In fact recently I had an excruciatingly busy week that made me wonder if the insanity was worth it. I'd just received some intense line edits with a short turn around deadline. At the same time, I had essays to read and tests to grade for a composition class that I teach. Plus I had real life demands–kids to taxi to activities, a doctor's appointment, a committee meeting, etc., etc., etc.
At one point during my week as I was running myself ragged with my line editing, I couldn't keep from burying my face into my hands, groaning, and saying, "Is all of this really worth it? Am I trying to do too much? Can I really handle all the pressure?"
Of course, I whined and complained only a few minutes before I picked myself up, shook off the gloom, and promptly got right back to work. I was honestly just too busy to have a pity-party. But the experience did force me to take stock in what I'm doing and why.

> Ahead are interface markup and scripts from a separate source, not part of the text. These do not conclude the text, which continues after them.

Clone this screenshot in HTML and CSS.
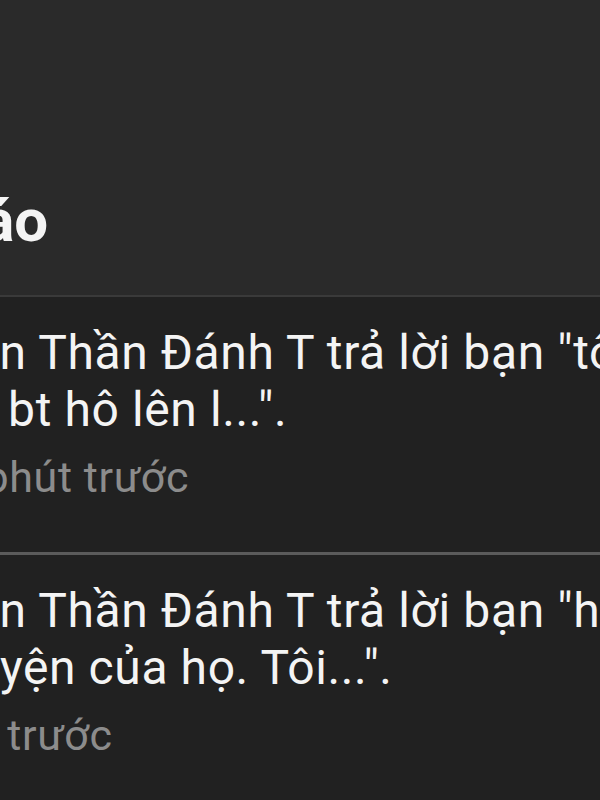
FILE: index.html
```html
<!DOCTYPE html>
<html lang="vi">
<head>
    <meta charset="UTF-8">
    <meta name="viewport" content="width=device-width, initial-scale=1.0">
    <title>Thông báo</title>
    <link rel="stylesheet" href="styles.css">
</head>
<body>
    <header class="top">
        <h1 class="title">Thông báo</h1>
    </header>
    <ul class="notes">
        <li class="note">
            <p class="note-text">Nguyễn Thần Đánh T trả lời bạn "tôi thấy<br>không bt hô lên l...".</p>
            <div class="note-time">
                <svg class="note-icon" viewBox="0 0 24 24"><path d="M4 5h16v11H9l-5 4z"/></svg>
                120 phút trước
            </div>
        </li>
        <li class="note">
            <p class="note-text">Nguyễn Thần Đánh T trả lời bạn "hay nghe<br>từ chuyện của họ. Tôi...".</p>
            <div class="note-time">
                <svg class="note-icon" viewBox="0 0 24 24"><path d="M4 5h16v11H9l-5 4z"/></svg>
                1 giờ trước
            </div>
        </li>
    </ul>
</body>
</html>
```

FILE: styles.css
```css
html, body {
    margin: 0;
    padding: 0;
    background: #212121;
    overflow: hidden;
}
body {
    width: 600px;
    height: 800px;
    font-family: Roboto, "Noto Sans", sans-serif;
    color: #f4f4f4;
}
.top {
    background: #2a2a2a;
    height: 297px;
    padding-top: 186px;
    border-bottom: 2px solid #3a3a3a;
    box-sizing: border-box;
}
.title {
    margin: 0 0 0 -239px;
    font-size: 60px;
    line-height: 70px;
    font-weight: 700;
    white-space: nowrap;
}
.notes {
    list-style: none;
    margin: 0;
    padding: 0;
}
.note {
    margin-left: -139px;
    padding: 27px 0 50px;
    border-bottom: 3px solid #5b5b5b;
}
.note-text {
    margin: 0;
    font-size: 48px;
    line-height: 57px;
    letter-spacing: 0.6px;
    white-space: nowrap;
}
.note-time {
    display: flex;
    align-items: center;
    margin-top: 14px;
    font-size: 43px;
    line-height: 50px;
    letter-spacing: 0.6px;
    color: #8c8c8c;
    white-space: nowrap;
}
.note-icon {
    width: 28px;
    height: 28px;
    margin-right: 10px;
    fill: #8c8c8c;
    flex: none;
}
```
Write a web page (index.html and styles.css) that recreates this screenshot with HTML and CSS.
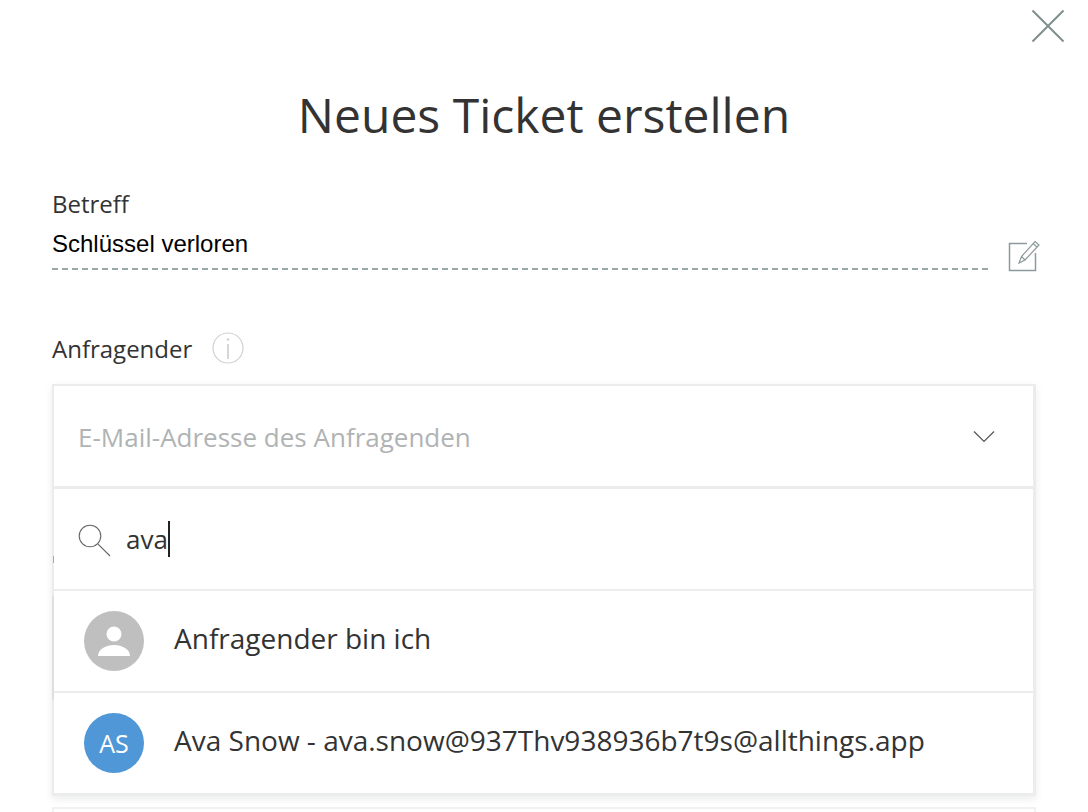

Sometimes when we feel like giving up, it helps to remind ourselves of the following 4 things:
1. Remind ourselves of the truth.
There will be plenty of times when our emotions will try to rise up and take control. We may feel like giving up for any number of reasons. Because we're discouraged that the process is taking so long or is much harder than we thought it would be. Because we're overwhelmed with juggling writing and life (like I was!). Because we get too much negative feedback and never enough positive. Because we aren't making the kind of money that we'd hoped for.
Whatever our situation, it's all too easy to allow our feelings of discouragement to take over. We wallow in the despair and let it weigh us down until we're immobile, sometimes to the point of not being able to write.
When we hit those low points, we have to remind ourselves of the truth of why we write, the truth that we're story-tellers, that we're in love with the written word, that writing, like breathing, is part of us that we can't do without lest we shrivel and die.
2. Resist making decisions when discouraged.
I always tell my kids we should try not to make big decisions or resolve a huge problem right before we go to bed. Why? Well, because usually by that point in our day we're too tired and emotional to see things objectively. It's best to get a good night's sleep, give ourselves some perspective, and then come at the decision again when we're fresh.
And the same is true with our writing decisions. When we're faced with burnout, discouragement, or even overwhelmed by all of the juggling, we shouldn't make a decision to throw in the towel at our low point. Instead we should wait until we've had the chance to take a short break, take a deep breath, and gain some fresh insights.
3. Re-evaluate our goals.
There are times when we may need to do more than just get a good night's sleep. There are times when the pressure, weariness, and responsibilities may require us to re-evaluate our goals and perhaps make some changes to what we're doing.
Maybe that won't mean that we give up writing altogether. But perhaps we'll have to seriously consider whether we're in a season of life where we're ready for the demands of being a published author. Perhaps for a time, we'll have to consider the possibility that we need to take the pressure of publication off ourselves and simply write for the joy of it. In fact, there may even be times when we need an extended break from writing.
After the birth of my twin daughters, I took a seven year hiatus from writing. I didn't write a single word in all that time. Now in hindsight, I have no regrets about giving myself that time off. I can see that it rejuvenated and matured me, so that when I finally picked up the pen again, I was much more dauntless and prepared for the job.
One of the things that keeps me going through the especially discouraging times, is that I continue to nurture my story-telling nature. I feed it in countless ways, but mostly by reading. Somehow in the process of reading the stories of others, I keep my own love of story-telling alive and thriving.
I listen to a lot of audio books, try new authors, read a wide spectrum of genres, and through it all, allow myself to revel in stories. As a historical writer, I take special pleasure in reading biographies and other historical books which spark my imagination. When I read something fascinating or come across a character that grabs me, I can't keep from wondering what "really happened."
The rejuvenation helps me then to go back to my own writing with fresh energy and enthusiasm.
What about YOU? Do you ever feel like giving up? How do you keep yourself going?